As a signer of the petition that initiates the “people’s veto” procedure for challenging the $447 million borrowing component of the fiscal year 2006-07 biennial budget approved last month by majority Democrats, I take issue with many of the assumptions relied on in the Sun Journal’s April 17 lead editorial, “Veto sets troubling precedent.”

First, the most troubling precedent – which the veto petition seeks to repeal – is the decision to use this credit card approach to borrowing nearly 7.5 percent of the total operating budget and to do so without voter approval. Such an approach to “balancing” an operating budget for the next two years – which borrowing will not be fully paid back until 2020 – is truly unprecedented in state government and for most Maine families.

The Maine Constitution prohibits “the use of proceeds from the sale of bonds to fund current expenditures,” yet more than half of the proposed borrowing is clearly designed to offset current operating expenses. As one who has repeatedly taken sworn oaths to uphold the constitution and laws of the state, I find this precedent-setting violation to be much more than “troubling.”

The Sun Journal editorial indicated that the differences between Democrats and Republicans are over only a “fraction” of the two-year budget. Yet, a conservative estimate of the cost of the spending elements contained in the Democrats’ budget that were rejected by the Republicans on the Appropriations Committee would easily exceed $600 million – a 10 percent “fraction” of the budget, but a rather sizable one nonetheless.

The editorial suggested that, if the people’s veto is successful, the result would be that budgets would be “written at the ballot box.” While that idea is not all that far-fetched, particularly given the fact that many of our school administrative district budgets are currently approved in referendum voting, it is highly misleading to suggest that the voters would be asked to design an alternative to the ill-conceived $447 million borrowing component. That responsibility, should the voters instruct us to do so, would fall to this Legislature, to go back to the drawing board and fashion a truly bipartisan alternative to borrowing to “keep the store open.”

I am confident that we can do so without imposing any serious hardship on those who are dependent on the state for one form or another of state support or assistance.
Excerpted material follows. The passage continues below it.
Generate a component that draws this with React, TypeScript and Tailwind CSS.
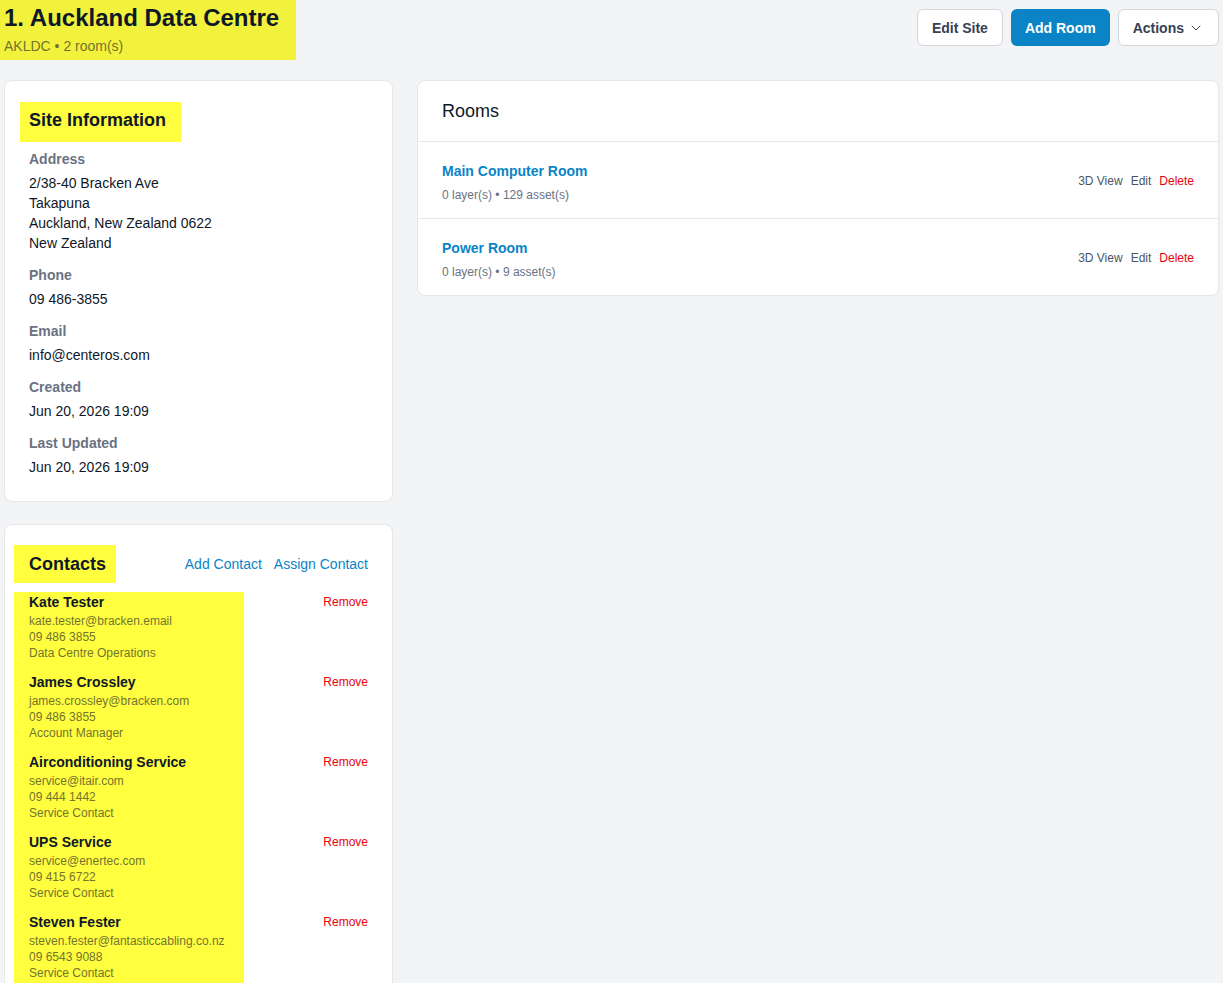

Finally, I must take issue with the assumption that our efforts to seek a decision of Maine voters as to whether it is a good idea to borrow $447 million to fund operating expenses would be viewed by the bond rating agencies. My experience in working with those folks is that their primary concern is that state operating budgets be balanced with ongoing revenues exceeding ongoing expenditures and that such budgets are adopted within a bipartisan environment that is based on sound long-term fiscal policy and planning. Using borrowed money to fund 7.5 percent of our operating budget in the face of a $700 million projected structural gap (read deficit spending) in fiscal year 2008-09, and as far as the eye can see, does not resemble those rating criteria.

Perhaps that picture is the real “troubling precedent” the Sun Journal editorial writer is seeking to describe.

Rep. H. Sawin Millett, R-Waterford, is the ranking member of the Legislature’s Appropriations and Financial Affairs Committee.